A few months after creating its expert branch focusing on "value" equity (undervalued equities), Groupama AM is announcing the launch of the fund G Fund Opportunities Europe.
Adopting a pure conviction-based stock-picking approach, the investment strategy of this fund consists in selecting stocks that are considered undervalued, with prospects for profit growth over a 2 – 3 year period. The result is a concentrated portfolio of 40 to 50 securities that the management team considers to be unjustly or temporarily undervalued.
In detail, G Fund Opportunities Europe employs several “value” styles, providing broad management freedom to adapt to the different phases of the economic cycle, keeping a sharp lookout for asymmetry in potential relative performance. For example, the team can identify and capture potential investment opportunities using the following styles:
- “Self-help”: the valuation ratios are considered low relative to the potential growth in value of the company. The potential improvement in valuation is tied exclusively to causes and changes internal to the company.
- “Defensive value”: the valuation ratios are considered low, with quasi-stagnation of profits, but the profit margins remain stable.. Volatility is low.
- “Cyclical value” the securities are judged to be undervalued, with valuation ratios that follow the economic cycle and that can therefore benefit from recovery phases.
- “Special value situations / Low PE (Price Earnings)”: securities with a valuation that – potentially wrongly – anticipates a rapid decline of profitability..
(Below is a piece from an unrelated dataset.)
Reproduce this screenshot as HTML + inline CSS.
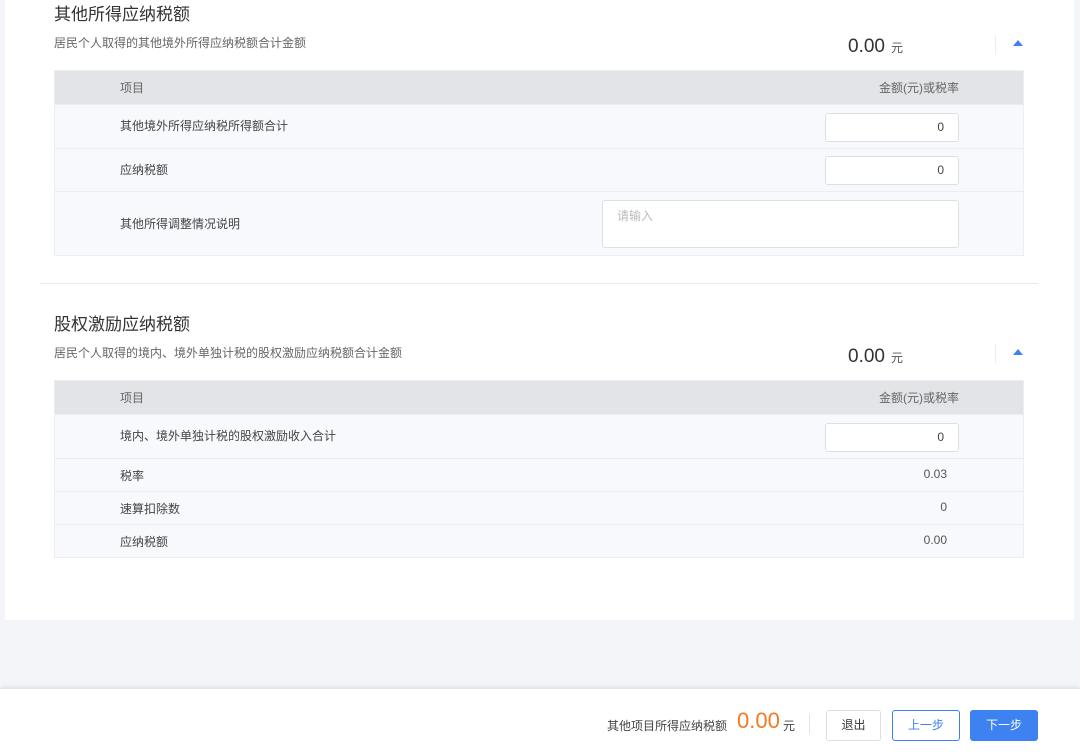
<!DOCTYPE html>
<html><head><meta charset="utf-8"><style>
*{margin:0;padding:0;box-sizing:border-box}
body{width:1080px;height:752px;background:#f4f5f8;position:relative;overflow:hidden;font-family:"Liberation Sans","Noto Sans CJK SC",sans-serif;color:#333}
.a{position:absolute;white-space:nowrap}
.panel{position:absolute;left:5px;top:0;width:1069px;height:620px;background:#fff}
.title{font-size:17px;color:#333}
.sub{font-size:12px;color:#666}
.amt{font-size:19px;color:#333}
.amt small{font-size:12px;margin-left:6px;color:#555}
.vd{width:1px;height:20px;background:#eceef2}
.tri{width:0;height:0;border-left:5px solid transparent;border-right:5px solid transparent;border-bottom:6px solid #3d82f0}
.tbl{position:absolute;left:54px;width:970px;background:#f8f9fc;border:1px solid #eceef2}
.hd{position:absolute;left:0;right:0;top:0;height:33px;background:#e3e4e7}
.hd span{position:absolute;top:8px;font-size:12px;color:#666}
.row{position:absolute;left:0;right:0;border-top:1px solid #eaecf0}
.row .l{position:absolute;left:65px;font-size:12px;color:#444}
.row .v{position:absolute;right:76px;font-size:12px;color:#555}
.inp{position:absolute;left:770px;width:134px;height:29px;background:#fff;border:1px solid #dcdfe6;border-radius:3px;font-size:12px;text-align:right;padding-right:14px;line-height:27px;color:#444}
.btn{position:absolute;top:710px;height:31px;border-radius:3px;font-size:12px;text-align:center;line-height:29px}
</style></head><body>
<div class="panel"></div>

<div class="a title" style="left:54px;top:0px">其他所得应纳税额</div>
<div class="a sub" style="left:54px;top:34px">居民个人取得的其他境外所得应纳税额合计金额</div>
<div class="a amt" style="left:848px;top:36px">0.00<small>元</small></div>
<div class="a vd" style="left:995px;top:35px"></div>
<div class="a tri" style="left:1013px;top:40px"></div>

<div class="tbl" style="top:70px;height:186px">
 <div class="hd"><span style="left:65px">项目</span><span style="right:64px">金额(元)或税率</span></div>
 <div class="row" style="top:33px;height:44px"><span class="l" style="top:12px">其他境外所得应纳税所得额合计</span><div class="inp" style="top:8px">0</div></div>
 <div class="row" style="top:77px;height:43px"><span class="l" style="top:12px">应纳税额</span><div class="inp" style="top:7px">0</div></div>
 <div class="row" style="top:120px;height:65px"><span class="l" style="top:23px">其他所得调整情况说明</span>
  <div class="a" style="left:547px;top:8px;width:357px;height:48px;background:#fff;border:1px solid #dcdfe6;border-radius:3px;font-size:12px;color:#bbb;padding:6px 14px">请输入</div></div>
</div>

<div class="a" style="left:40px;top:283px;width:998px;height:1px;background:#e8eaee"></div>

<div class="a title" style="left:54px;top:310px">股权激励应纳税额</div>
<div class="a sub" style="left:54px;top:344px">居民个人取得的境内、境外单独计税的股权激励应纳税额合计金额</div>
<div class="a amt" style="left:848px;top:346px">0.00<small>元</small></div>
<div class="a vd" style="left:995px;top:344px"></div>
<div class="a tri" style="left:1013px;top:349px"></div>

<div class="tbl" style="top:380px;height:178px">
 <div class="hd"><span style="left:65px">项目</span><span style="right:64px">金额(元)或税率</span></div>
 <div class="row" style="top:33px;height:44px"><span class="l" style="top:12px">境内、境外单独计税的股权激励收入合计</span><div class="inp" style="top:8px">0</div></div>
 <div class="row" style="top:77px;height:33px"><span class="l" style="top:8px">税率</span><span class="v" style="top:8px">0.03</span></div>
 <div class="row" style="top:110px;height:33px"><span class="l" style="top:8px">速算扣除数</span><span class="v" style="top:8px">0</span></div>
 <div class="row" style="top:143px;height:34px"><span class="l" style="top:8px">应纳税额</span><span class="v" style="top:8px">0.00</span></div>
</div>

<div class="a" style="left:0;top:688px;width:1080px;height:64px;background:#fff;box-shadow:0 -2px 3px rgba(0,0,0,0.06);border-top:1px solid #e4e6ea"></div>
<div class="a" style="left:607px;top:717px;font-size:12px;color:#444">其他项目所得应纳税额</div>
<div class="a" style="left:737px;top:708px;font-size:22px;color:#f47a20">0.00</div>
<div class="a" style="left:783px;top:717px;font-size:12px;color:#444">元</div>
<div class="a" style="left:809px;top:714px;width:1px;height:20px;background:#e2e4e8"></div>
<div class="btn" style="left:826px;width:55px;border:1px solid #dcdfe6;color:#333;background:#fff">退出</div>
<div class="btn" style="left:892px;width:68px;border:1px solid #3d82f0;color:#3d82f0;background:#fff">上一步</div>
<div class="btn" style="left:970px;width:68px;background:#3d82f0;color:#fff;border:1px solid #3d82f0">下一步</div>
</body></html>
The weighting of each type of undervalued stock in the [portfolio can be adjusted according to the phase of the economic cycle.
The style rotation observed over the last few months is considered to trend towards increased investment in value securities. Our ambition is to understand the mechanisms of market pricing, in order to challenge the pricing over the 3-year time scale. For example, we aim to identify the precise reasons that dictate the return on invested capital of specific companies, whether these reasons are barriers to competition, brand strength, the impact of sectoral regulations or, perhaps, the company’s corporate culture.